The motivation behind skinny male bodies, to me, appears to be simply to make them look more like females. If this is so, the answers to your questions fall as so:

1) Skinny females lose their well defined breasts and hips, whilst skinny men start to show hips, whilst their frames become more slender and more like the female, which can be seen in your second last picture, particularly the left.

2)See 1. Typically, the more masculine of feminine the clothing, the more shapely the model - and this goes for both buxom females and muscle-bound males

3) Women, aside from being the predominant focus of fashion for the last hundred odd years, also have more freedom in dress thanks to historical rallying of early feminists freeing them to wear pants as well as dresses. Males, suppressed as they have been by feminist women, have yet to assert their equality and take to wearing skirts - though there is a developing subculture of men who are leading the push. The fashion freedom enjoyed by women has been the reason for them taking on the androgynous roles in greater numbers. Note that it has not always been this way, Shakespearean times for instance had males performing female and androgynous roles in drama.

4)Because female fashions have gone masculine, without male fashions going feminine. Currently, I feel fashion isn't androgynous when everyone is in a suit and tie - it is androgynous when everyone is in a skirt suit and tie. Only then can we say that the genders have mixed, rather than the female assimilated into the male as is currently the case.

5)Because times are changing, and men are adopting traditional feminine fashions such as close fitting clothing, colour and skirted fashions.

jennifletzet said...

Interesting responses - thank you for these.

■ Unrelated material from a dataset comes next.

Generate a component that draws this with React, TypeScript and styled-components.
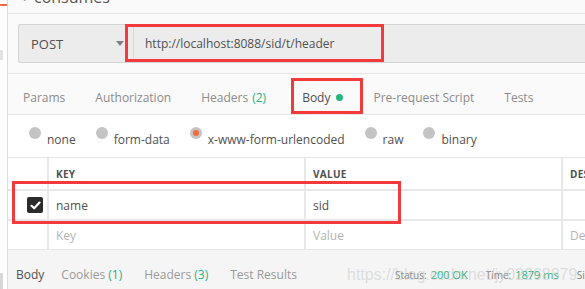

I agree with a lot of what you think - in fact, the more I think about this issue, the more and more possible reasons and 'sub'-reasons seem to come out of it - there is a vast array of possibilities for the logic and psychology behind modelling.

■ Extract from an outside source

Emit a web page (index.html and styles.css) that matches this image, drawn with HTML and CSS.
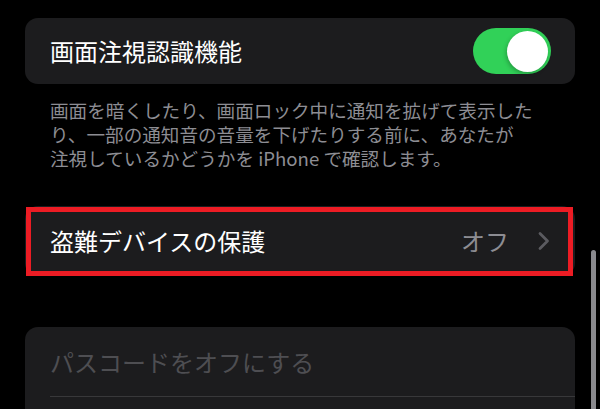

I would only take issue with your assumption that men have been suppressed into rejecting skirts and dresses solely by feminist women. I think definitions and expectations about 'masculinity' - largely defined by men themselves (although also, of course, affected by women's expectations and definitions as well) - are what keeps men in trousers: for the same reason why women have adapted to trousers sooner than men have adapted to skirts - it has to do with masculinity being perceived as a more desirable characteristic and attribute than femininity... I know I am not the only person with feminist persuasions who would be absolutely delighted to see men in skirts!